La bataille de Gravelotte, la plus acharnée de cette guerre, eut lieu du 16 août (combats de Rezonville et Mars-la-Tour) au 18 août 1870 (combats de Saint-Privat). Les Prussiens eurent 5.300 morts et 14.500 blessés, les Français 1.200 morts, 4.420 disparus et 6.700 blessés.
UN DESTIN TRAGIQUE
Le sort d'Antoine-Laurent DEMARTINI fut plus tragique.
Il vit le jour le 28 juillet 1850 à Poggiolo. Il était le quatrième des cinq fils de Domenico DEMARTINI, né en 1806 ou 1807 et mort en 1880, et de son épouse Madalena (1810-1871).
Engagé volontaire le 17 février 1869, il était soldat au 6e régiment de ligne de l'armée du Rhin. Il décéda le 26 août 1870 à Pont-à-Mousson (Meurthe-et-Moselle), à l'âge de 20 ans.

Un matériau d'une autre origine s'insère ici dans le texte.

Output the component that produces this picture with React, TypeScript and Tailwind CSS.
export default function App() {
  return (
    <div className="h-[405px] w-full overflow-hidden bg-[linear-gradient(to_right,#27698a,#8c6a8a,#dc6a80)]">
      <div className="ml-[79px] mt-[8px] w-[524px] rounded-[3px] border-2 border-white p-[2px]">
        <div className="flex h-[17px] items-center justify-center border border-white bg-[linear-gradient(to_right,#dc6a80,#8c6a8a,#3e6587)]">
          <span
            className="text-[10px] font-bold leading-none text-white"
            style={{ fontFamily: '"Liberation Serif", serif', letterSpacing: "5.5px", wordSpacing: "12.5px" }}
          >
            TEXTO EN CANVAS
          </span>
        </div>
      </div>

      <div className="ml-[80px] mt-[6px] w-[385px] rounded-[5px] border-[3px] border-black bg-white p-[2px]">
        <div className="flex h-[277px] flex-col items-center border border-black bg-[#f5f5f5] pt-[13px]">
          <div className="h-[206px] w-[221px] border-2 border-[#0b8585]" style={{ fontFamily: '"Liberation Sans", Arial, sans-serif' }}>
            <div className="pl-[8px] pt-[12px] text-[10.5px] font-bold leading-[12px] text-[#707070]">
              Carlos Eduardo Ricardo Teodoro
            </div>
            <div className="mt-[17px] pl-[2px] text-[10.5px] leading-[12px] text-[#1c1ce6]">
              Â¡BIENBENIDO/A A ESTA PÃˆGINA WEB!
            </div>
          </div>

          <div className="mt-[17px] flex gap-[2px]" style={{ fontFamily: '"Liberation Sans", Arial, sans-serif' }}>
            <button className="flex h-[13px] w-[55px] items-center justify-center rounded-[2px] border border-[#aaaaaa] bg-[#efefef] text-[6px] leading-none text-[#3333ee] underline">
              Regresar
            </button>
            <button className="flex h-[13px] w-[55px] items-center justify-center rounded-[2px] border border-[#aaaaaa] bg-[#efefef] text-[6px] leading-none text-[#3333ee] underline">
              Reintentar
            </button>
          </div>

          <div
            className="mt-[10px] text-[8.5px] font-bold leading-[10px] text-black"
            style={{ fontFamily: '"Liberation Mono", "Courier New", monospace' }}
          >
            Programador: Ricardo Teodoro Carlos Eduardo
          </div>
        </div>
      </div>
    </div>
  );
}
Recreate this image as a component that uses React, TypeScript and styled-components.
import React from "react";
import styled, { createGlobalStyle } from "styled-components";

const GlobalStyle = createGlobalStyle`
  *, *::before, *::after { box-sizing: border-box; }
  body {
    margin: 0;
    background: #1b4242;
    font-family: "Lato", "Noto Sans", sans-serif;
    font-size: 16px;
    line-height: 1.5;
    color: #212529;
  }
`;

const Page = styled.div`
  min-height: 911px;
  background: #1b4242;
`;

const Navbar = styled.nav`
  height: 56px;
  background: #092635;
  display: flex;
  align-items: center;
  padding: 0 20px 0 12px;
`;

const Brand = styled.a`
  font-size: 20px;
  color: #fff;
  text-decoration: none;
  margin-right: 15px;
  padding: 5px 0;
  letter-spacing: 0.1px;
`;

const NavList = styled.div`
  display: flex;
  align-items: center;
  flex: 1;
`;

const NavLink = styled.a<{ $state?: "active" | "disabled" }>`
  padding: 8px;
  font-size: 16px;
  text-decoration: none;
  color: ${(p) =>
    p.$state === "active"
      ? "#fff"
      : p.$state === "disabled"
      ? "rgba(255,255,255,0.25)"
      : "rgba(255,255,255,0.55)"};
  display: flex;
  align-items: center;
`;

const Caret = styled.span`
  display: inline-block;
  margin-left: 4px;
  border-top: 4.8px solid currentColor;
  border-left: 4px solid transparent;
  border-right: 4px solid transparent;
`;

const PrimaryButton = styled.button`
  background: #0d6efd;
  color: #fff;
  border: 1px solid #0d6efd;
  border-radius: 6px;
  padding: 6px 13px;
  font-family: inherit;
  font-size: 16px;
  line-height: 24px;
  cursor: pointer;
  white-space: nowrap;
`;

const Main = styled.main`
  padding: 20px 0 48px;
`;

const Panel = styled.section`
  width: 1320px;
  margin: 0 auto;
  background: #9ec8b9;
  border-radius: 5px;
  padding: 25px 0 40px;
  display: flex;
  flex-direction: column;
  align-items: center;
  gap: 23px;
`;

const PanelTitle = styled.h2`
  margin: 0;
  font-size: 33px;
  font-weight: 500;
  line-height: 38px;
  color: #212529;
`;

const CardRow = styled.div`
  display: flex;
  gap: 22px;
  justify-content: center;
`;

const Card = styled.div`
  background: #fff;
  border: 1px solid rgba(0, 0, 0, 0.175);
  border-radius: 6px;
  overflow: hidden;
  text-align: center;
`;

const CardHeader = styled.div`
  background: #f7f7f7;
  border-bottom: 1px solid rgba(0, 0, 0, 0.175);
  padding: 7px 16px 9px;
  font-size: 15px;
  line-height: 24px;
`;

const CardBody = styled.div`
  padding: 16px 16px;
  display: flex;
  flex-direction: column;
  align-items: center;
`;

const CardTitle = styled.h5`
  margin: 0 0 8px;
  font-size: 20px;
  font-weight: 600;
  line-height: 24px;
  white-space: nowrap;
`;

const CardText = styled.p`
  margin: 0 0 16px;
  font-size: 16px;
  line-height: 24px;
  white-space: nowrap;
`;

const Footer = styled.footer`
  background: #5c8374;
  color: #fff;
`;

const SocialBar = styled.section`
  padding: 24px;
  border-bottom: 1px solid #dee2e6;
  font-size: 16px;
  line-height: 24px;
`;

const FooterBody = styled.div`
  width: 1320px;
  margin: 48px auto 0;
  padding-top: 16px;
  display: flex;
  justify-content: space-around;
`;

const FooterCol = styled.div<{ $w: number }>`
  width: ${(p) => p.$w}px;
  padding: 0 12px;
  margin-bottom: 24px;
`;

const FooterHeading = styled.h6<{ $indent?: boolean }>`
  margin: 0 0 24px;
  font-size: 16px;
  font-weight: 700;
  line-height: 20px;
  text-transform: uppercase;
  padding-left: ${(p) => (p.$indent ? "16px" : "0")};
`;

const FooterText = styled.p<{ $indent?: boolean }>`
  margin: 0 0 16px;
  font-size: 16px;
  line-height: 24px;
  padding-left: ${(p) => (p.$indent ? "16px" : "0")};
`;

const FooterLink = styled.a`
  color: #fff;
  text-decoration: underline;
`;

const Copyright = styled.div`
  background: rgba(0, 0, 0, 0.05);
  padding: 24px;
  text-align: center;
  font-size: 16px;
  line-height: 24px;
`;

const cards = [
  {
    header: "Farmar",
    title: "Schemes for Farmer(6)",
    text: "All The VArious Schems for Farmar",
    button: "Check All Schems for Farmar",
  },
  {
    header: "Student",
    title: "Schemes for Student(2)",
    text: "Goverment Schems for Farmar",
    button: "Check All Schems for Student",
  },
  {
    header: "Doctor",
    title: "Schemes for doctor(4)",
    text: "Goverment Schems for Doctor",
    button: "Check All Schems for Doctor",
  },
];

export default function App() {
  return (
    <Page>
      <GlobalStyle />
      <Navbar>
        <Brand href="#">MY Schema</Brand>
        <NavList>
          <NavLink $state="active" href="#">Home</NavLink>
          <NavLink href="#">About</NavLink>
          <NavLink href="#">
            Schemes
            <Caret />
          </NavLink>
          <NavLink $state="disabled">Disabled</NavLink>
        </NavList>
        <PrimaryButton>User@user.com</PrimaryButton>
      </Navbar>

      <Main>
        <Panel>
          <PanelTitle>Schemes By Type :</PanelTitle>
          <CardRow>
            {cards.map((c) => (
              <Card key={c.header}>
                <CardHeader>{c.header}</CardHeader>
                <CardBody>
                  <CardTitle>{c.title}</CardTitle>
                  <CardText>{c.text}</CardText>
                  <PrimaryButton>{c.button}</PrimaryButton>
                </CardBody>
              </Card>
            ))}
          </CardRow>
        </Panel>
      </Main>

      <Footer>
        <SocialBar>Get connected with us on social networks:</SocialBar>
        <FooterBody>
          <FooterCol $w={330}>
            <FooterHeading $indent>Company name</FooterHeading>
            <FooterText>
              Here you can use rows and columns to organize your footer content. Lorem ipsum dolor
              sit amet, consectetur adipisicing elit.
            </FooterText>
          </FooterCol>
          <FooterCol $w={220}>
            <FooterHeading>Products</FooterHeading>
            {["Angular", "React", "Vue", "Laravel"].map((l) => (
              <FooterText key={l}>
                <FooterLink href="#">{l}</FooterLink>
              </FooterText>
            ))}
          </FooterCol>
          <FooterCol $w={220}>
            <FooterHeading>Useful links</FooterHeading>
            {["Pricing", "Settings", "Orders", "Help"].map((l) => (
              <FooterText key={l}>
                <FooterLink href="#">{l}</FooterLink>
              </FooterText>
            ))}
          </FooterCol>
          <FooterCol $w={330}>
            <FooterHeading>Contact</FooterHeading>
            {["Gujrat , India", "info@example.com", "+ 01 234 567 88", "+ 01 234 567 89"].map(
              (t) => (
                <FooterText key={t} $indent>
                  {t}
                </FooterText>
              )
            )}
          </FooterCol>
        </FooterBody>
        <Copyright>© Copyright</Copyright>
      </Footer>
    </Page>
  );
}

Cette ville fut l'objet de sévères combats de rues les 12 et 13 août avant d'être prise par les Allemands le 14. On peut supposer qu'Antoine-Laurent mourut dans le camp de prisonniers français installé dans cette ville, peut-être à la suite de blessures reçues les jours précédents.
Curieusement, son décès ne fut retranscrit sur le registre d'état-civil de Poggiolo que le 25 décembre 1871, soit plusieurs mois après la guerre. Retard dû à des difficultés de communications entre autorités françaises et allemandes?
Cette guerre, comme toutes les guerres, plongea des Poggiolais dans le chagrin. Mais il faut songer au véritable désespoir de Domenico et Madalena DEMARTINI qui apprirent deux disparitions successives.
En effet, en août 1870, arriva au village l'annonce de la mort de François-Marie, qui était né en 1847, trois ans avant Antoine-Laurent. Lui aussi était militaire. "Premier canonnier à la 1ère batterie du régiment d'artillerie de marine et des colonies" (d'après le registre d'état-civil), il décéda le 27 juin 1870 à l'hôpital de Saïgon au Vietnam.
Est-ce à cause de son chagrin que Madalena trépassa le 22 juin 1871?
UNE SUGGESTION:
POUR HONORER SES ENFANTS MORTS POUR LA FRANCE, POGGIOLO A UN MONUMENT AUX MORTS. UNE PLAQUE PORTANT LE NOM D'ANTOINE-LAURENT DEMARTINI AURAIT TOUT À FAIT SA PLACE AUX CÔTÉS DES POGGIOLAIS TUÉS DANS D'AUTRES GUERRES.